Circumstances that led eventually to the establishment of the Dearborn Observatory at Northwestern were initiated in December, 1862, when the Reverend M. R. Forey visited Chicago to deliver a public lecture entitled The Sidereal Heavens. The lecture convinced a group of prominent Chicagoans that the citys cultural aspirations required the acquisition of a telescope. In 1867 these men founded the Chicago Astronomical Society and learned about a high-quality lens that might be available.
Before the outbreak of the Civil War in 1861, Frederick A. P. Barnard, the chancellor of the University of Mississippi (later president of Columbia University and founder of Barnard College), decided to establish an observatory. He commissioned the firm of Alvan Clark and Sons of Cambridge, MA, to construct an 18½ lens, which would make it the largest in the world. Clark crafted the lens, but war broke out before it could be delivered to Mississippi. The lens remained in the Clark workshop and Clark himself used it to verify that the star Sirius had a companion star, a discovery that won Clark world-wide recognition.

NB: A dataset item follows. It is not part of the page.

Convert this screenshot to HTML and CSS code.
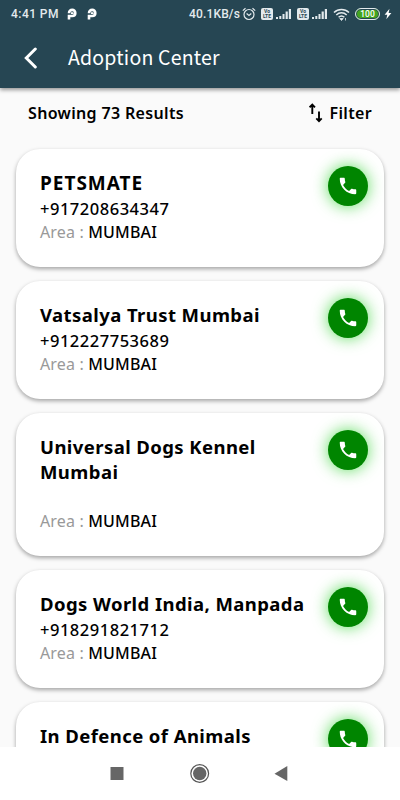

When the Chicagoans learned that the lens was for sale, they had to act quickly, because Harvard was already trying to acquire it. In January, 1863 the Chicago agent, Thomas Hoyne, arrived at Alvan Clarks home to find that the lens had been packed for shipment and Clark gone to finalize the deal with Harvard. Hoyne jumped into a carriage, intercepted Clark, and, taking advantage of Harvards lack of cash, induced Clark to part with the lens for $11,187, with an initial $1500 in cash to seal the deal.

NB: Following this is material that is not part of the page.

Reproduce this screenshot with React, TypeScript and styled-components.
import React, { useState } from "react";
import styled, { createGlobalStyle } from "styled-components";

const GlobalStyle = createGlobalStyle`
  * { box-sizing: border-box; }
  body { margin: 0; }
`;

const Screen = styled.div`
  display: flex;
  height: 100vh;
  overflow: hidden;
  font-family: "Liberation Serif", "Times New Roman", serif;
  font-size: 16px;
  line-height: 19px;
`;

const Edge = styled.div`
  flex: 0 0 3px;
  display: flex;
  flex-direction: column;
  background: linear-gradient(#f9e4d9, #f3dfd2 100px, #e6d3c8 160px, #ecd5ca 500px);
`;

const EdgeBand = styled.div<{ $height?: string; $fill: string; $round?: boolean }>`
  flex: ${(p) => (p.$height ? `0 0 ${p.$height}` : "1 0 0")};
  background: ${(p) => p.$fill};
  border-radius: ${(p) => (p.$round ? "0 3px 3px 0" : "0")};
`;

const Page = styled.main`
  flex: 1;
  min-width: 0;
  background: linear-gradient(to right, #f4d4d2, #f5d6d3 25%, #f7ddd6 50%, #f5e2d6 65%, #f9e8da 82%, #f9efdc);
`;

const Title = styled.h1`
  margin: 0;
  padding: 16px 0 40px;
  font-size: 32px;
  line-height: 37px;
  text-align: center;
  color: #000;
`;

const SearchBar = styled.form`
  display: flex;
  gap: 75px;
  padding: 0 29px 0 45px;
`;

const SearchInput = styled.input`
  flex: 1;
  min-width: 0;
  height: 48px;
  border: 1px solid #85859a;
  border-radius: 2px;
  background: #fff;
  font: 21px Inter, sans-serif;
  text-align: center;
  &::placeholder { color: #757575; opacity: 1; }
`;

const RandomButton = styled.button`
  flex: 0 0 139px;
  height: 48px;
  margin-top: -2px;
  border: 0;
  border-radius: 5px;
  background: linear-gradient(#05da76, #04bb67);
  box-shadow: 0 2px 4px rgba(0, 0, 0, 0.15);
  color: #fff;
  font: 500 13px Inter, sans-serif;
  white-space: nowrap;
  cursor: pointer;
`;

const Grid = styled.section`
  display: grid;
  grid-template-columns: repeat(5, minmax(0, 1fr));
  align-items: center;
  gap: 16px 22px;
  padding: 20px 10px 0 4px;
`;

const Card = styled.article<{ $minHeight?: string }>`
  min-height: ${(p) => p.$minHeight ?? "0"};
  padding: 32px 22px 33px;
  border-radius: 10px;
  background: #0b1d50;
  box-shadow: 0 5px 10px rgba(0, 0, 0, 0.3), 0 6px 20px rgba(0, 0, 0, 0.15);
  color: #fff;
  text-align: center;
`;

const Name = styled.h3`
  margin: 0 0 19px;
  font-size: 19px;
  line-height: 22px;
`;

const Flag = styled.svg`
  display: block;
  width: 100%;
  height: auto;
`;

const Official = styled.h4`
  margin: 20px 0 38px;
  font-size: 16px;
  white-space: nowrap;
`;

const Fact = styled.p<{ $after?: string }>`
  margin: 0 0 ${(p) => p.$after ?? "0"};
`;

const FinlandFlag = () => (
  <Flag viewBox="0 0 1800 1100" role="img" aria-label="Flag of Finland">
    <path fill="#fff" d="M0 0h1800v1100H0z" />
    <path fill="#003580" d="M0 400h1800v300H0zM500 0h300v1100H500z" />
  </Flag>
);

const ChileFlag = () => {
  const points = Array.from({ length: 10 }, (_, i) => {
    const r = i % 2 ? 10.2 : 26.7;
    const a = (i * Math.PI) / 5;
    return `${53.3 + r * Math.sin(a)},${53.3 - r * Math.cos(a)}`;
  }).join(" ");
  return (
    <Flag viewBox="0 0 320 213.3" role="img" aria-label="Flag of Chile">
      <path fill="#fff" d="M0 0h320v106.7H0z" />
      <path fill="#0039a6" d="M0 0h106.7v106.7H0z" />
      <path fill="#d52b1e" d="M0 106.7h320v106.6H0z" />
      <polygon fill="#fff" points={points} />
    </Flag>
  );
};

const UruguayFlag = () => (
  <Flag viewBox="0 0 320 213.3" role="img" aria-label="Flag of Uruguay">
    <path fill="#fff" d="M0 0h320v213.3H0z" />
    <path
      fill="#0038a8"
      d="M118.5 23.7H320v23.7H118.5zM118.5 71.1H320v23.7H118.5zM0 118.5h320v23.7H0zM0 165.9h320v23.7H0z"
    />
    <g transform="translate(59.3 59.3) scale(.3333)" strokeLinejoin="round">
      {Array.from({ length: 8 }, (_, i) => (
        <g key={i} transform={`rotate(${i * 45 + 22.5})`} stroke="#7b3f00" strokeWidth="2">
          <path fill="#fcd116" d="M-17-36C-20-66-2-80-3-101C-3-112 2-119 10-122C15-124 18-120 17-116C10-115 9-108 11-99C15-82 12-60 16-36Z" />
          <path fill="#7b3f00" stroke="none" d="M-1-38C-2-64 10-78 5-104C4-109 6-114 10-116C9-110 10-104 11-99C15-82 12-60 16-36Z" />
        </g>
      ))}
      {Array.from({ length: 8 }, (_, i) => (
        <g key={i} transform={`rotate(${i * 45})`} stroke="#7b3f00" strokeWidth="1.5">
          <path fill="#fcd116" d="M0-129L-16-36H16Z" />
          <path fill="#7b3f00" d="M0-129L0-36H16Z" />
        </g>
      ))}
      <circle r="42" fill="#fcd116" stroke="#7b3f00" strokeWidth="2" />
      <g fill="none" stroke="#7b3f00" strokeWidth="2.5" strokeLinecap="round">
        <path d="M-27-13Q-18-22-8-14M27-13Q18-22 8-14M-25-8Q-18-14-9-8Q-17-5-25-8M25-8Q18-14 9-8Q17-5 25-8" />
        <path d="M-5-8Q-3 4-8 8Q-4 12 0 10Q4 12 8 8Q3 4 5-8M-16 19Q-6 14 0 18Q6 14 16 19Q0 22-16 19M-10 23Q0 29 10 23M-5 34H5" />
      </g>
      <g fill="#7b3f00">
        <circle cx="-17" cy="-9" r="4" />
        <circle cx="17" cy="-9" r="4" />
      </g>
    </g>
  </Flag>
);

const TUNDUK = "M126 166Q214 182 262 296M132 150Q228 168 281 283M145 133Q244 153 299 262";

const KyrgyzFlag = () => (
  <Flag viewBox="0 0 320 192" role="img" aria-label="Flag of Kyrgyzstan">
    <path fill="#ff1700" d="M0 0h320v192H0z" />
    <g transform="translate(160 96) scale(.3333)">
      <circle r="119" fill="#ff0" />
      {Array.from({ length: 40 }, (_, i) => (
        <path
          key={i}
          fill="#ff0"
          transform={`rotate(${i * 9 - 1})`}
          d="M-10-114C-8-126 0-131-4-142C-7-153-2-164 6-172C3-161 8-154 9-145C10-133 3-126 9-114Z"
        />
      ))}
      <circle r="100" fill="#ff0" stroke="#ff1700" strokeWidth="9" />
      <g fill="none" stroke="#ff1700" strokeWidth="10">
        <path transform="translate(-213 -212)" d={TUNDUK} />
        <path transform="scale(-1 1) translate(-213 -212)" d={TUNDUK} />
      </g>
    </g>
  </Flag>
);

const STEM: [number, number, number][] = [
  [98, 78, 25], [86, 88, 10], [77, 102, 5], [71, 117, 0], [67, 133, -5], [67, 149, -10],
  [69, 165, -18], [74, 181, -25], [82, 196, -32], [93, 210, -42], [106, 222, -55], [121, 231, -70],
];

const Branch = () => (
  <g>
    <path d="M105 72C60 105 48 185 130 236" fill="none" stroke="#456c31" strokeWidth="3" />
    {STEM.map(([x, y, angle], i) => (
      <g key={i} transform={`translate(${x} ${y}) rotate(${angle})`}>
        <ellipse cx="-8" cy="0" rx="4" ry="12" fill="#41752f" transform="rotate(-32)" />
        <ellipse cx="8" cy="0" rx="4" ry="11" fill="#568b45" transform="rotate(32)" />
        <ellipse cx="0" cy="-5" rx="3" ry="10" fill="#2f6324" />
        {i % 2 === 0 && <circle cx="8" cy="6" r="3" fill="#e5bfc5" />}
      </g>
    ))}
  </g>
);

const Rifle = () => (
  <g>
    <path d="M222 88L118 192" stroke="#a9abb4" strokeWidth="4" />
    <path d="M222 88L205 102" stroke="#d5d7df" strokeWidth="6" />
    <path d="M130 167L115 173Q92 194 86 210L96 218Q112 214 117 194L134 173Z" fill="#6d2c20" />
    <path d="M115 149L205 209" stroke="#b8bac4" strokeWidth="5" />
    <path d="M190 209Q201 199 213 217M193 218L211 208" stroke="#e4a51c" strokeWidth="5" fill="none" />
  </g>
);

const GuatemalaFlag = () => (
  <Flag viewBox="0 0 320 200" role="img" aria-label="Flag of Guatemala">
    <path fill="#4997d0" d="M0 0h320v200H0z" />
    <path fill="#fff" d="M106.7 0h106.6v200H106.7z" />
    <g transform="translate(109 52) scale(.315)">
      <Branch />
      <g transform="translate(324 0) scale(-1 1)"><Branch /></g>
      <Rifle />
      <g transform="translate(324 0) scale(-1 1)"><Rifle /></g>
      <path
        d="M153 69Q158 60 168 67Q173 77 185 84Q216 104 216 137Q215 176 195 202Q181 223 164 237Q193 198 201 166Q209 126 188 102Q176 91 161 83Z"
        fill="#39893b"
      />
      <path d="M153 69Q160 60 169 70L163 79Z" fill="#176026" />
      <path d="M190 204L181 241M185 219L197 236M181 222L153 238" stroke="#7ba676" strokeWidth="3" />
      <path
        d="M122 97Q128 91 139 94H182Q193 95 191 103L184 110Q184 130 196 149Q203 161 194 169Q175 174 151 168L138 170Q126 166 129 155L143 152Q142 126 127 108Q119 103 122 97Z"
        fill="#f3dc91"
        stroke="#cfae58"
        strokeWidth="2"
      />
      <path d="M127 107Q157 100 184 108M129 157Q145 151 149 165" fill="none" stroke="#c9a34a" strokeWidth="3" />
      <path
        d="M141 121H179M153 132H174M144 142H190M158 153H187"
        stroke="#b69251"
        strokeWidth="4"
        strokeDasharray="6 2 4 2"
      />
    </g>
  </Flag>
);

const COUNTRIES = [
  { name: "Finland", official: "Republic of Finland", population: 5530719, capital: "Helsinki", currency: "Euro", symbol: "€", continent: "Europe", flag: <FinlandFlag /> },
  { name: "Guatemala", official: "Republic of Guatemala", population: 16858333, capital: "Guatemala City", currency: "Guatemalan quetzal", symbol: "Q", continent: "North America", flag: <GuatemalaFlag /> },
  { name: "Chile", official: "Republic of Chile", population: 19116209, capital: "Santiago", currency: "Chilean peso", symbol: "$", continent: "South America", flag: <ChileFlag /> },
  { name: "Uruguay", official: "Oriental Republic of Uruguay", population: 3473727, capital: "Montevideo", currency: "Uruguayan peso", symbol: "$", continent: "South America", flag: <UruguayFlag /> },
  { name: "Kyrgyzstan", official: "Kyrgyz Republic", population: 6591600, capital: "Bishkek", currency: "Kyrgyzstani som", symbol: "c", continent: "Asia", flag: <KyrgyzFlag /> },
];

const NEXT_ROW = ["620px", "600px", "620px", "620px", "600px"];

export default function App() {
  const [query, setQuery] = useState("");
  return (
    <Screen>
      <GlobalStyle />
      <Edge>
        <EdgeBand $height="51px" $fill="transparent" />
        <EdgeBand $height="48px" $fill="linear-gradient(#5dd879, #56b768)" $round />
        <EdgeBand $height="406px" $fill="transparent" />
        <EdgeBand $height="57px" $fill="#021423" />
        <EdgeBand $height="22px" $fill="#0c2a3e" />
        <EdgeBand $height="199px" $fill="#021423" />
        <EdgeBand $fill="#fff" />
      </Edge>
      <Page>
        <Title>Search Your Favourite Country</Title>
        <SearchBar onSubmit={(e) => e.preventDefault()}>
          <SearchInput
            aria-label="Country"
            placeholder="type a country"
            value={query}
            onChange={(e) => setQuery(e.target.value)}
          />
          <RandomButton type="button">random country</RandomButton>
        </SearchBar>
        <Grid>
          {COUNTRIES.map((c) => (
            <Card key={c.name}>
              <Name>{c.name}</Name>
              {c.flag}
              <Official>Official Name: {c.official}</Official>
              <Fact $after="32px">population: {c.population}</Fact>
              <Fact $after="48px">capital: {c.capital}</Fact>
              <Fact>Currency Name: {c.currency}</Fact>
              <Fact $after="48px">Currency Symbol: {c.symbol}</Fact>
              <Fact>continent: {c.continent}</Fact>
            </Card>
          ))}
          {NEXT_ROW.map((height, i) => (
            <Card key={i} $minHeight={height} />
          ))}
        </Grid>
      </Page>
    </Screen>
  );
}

The committee was intent upon affiliating the nascent observatory with the original University of Chicago (1857-1886), located on South Cottage Grove Avenue. J. Young Scammon funded the tower to house the new telescope, in exchange for having the facility named for his deceased wife, Mary Ann Haven Dearborn. Construction began in 1863, and when completed two years later Dearborn Observatory was a medieval-like structure with crenellated walls and a tapering tower to hold the telescope, a walnut-veneered tube poised on an equatorial mount.
The committee appointed Truman H. Safford, University of Chicago professor of astronomy, as the observatorys first director in December, 1865. For over ten years from its installation, the lens remained the largest and best in the world, and even today it is considered one of the finest astronomical lenses. Although it was chronically short of funds, the observatory contributed greatly to the United States growing reputation in astronomy. The Chicago Fire (1871) bankrupted most of the observatorys chief backers and the panic of 1873 further compromised funding. In 1875 Dearborn bolstered its revenues by supplying precise readings of the time to a number of important local entities like the Board of Trade and the Elgin Watch Co.
The University of Chicago, however, was unable to put its financial affairs in order. In 1881 it opted to sell its astronomical equipment to the Chicago Astronomical Society. The University was finally compelled to declare bankruptcy in 1886, and the following year the Chicago Astronomical Society sought a new home for its equipment. On August 10, 1887, the Society signed a deal with Northwestern University to bring the telescope to Evanston. Northwestern Trustee James B. Hobbs volunteered to fund a new building for $25,000; the architecture firm of Cobb & Frost designed the building under the supervision of the Society and Northwestern president Joseph Cummings. The cornerstone for the new Dearborn Observatory was laid on June 21, 1888, and the dedication took place on June 19, 1889. The eminent astronomer George Washington Hough, who had been appointed director of Dearborn Observatory in 1879, continued in that capacity at Northwestern until his death in 1909. The affiliation between Northwestern and the Chicago Astronomical Society continued until 1930, when the Society relinquished all title to the equipment.
In the summer of 1939, Dearborn Observatory had to be moved to make way for the construction of the Technological Institute. Twenty-six men using 600 jacks hoisted the massive structure three feet off its foundation; the building was placed on rollers and pulled over tracks 664 feet south by a tractor and two teams of horses. The move to the new location took three months. The Observatory experienced another metamorphosis in August, 1997, when it was crowned with a new, 38-foot aluminum dome. It was also equipped with a new electronic gear system to manipulate the dome and telescope, which had previously been moved by a hand crank.
The building at the base of Dearborn Observatorys dome, renovated in 1985, holds a research and historical library, with a reading room on the first floor, and on the second a storage annex with more stacks and classroom space. There are also offices on the first and second floors.